The year long rugger that questioned your calls, want me to kick him in the nuts?

9 07 2009
Whistle Blower

Blame the women’s coach for the team’s not getting started/organized. There was sprinting fitness that took place prior to touch. The men started at 6:00, the women at 6:15 and a few straglers started after that. As you saw, a lot of space was taken up by the sprints – and due to the fragmented arrival of players – some groups finished late, thus complicating any prior team allocation. (I do know, however, the ruggers are oh so special and can eff up touch teams on their own – either b/c they aren’t on their buddy’s team or from just being outright retarded).

I have been associated with the sport since my first practice in 1991. Never before have I seen a team have so many problems with a simple, recreational game of touch. Oh, and Tuesday, you didn’t see the team’s newest Asshat…former Quin player. Let the good times begin!

9 07 2009

It wasn’t the women’s coach at all. It happens EVERY SINGLE WEEK.
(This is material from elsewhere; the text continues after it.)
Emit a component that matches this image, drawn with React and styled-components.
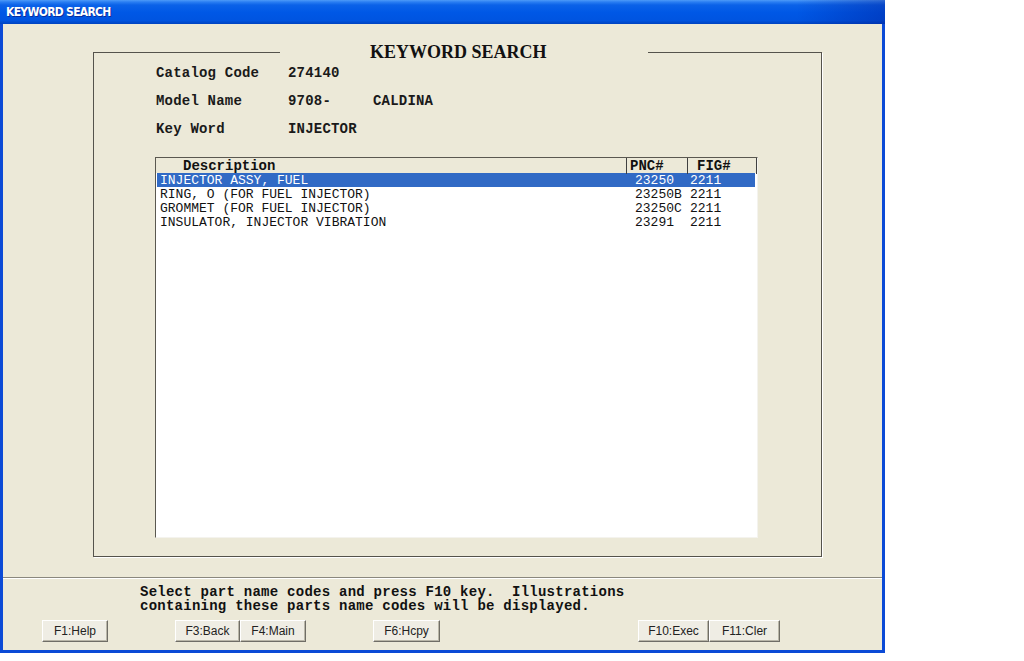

We have serious issues. I love summer touch. But after one too many bad sessions a few years ago, I only stay for about an hour. It’s all I can stand without freaking out on someone for being a moron. (As entertaining as that may be for all of you.) So I try to get the best run in that I can in that hour and leave. Sanity intact. Mostly.

9 07 2009

this post + comments= better than the daytime television i’ve been watching since “maternity leave” started. maybe i’ll come watch touch again just to enjoy all the madness!!!

10 07 2009
Angry Scottish Man

I think we can all agree the counting is a total joke. I think it is made worse by the young whipper snappers that then just join their buddies team anyway. We have 24 people and then end up with a team of nine with all the young quick ‘cool’ people and then a team of 4 and teams a team of five and a team of six. Rather than teams 4 teams of eight or what ever we should have.
Oh to be young and cool.
But I make up for my lack of coolness with cynicism, sarcasm and contempt, and a healthy does of complaining. How I love to watch us crush these kids in the full contact warm up games during the preseason.
Another thing that i love is that the angles are so much better than the guys, pound for pound, and could run them off the field, as their fitness is 1000 times that of ours, yet we won’t pass them the ball.
I hear a recent study said that if you are under 23 and you pass to a girl it means you have a small penis and are fearful of women. Must not let anyone think that, better keep the ball to your self and run backwards across the field.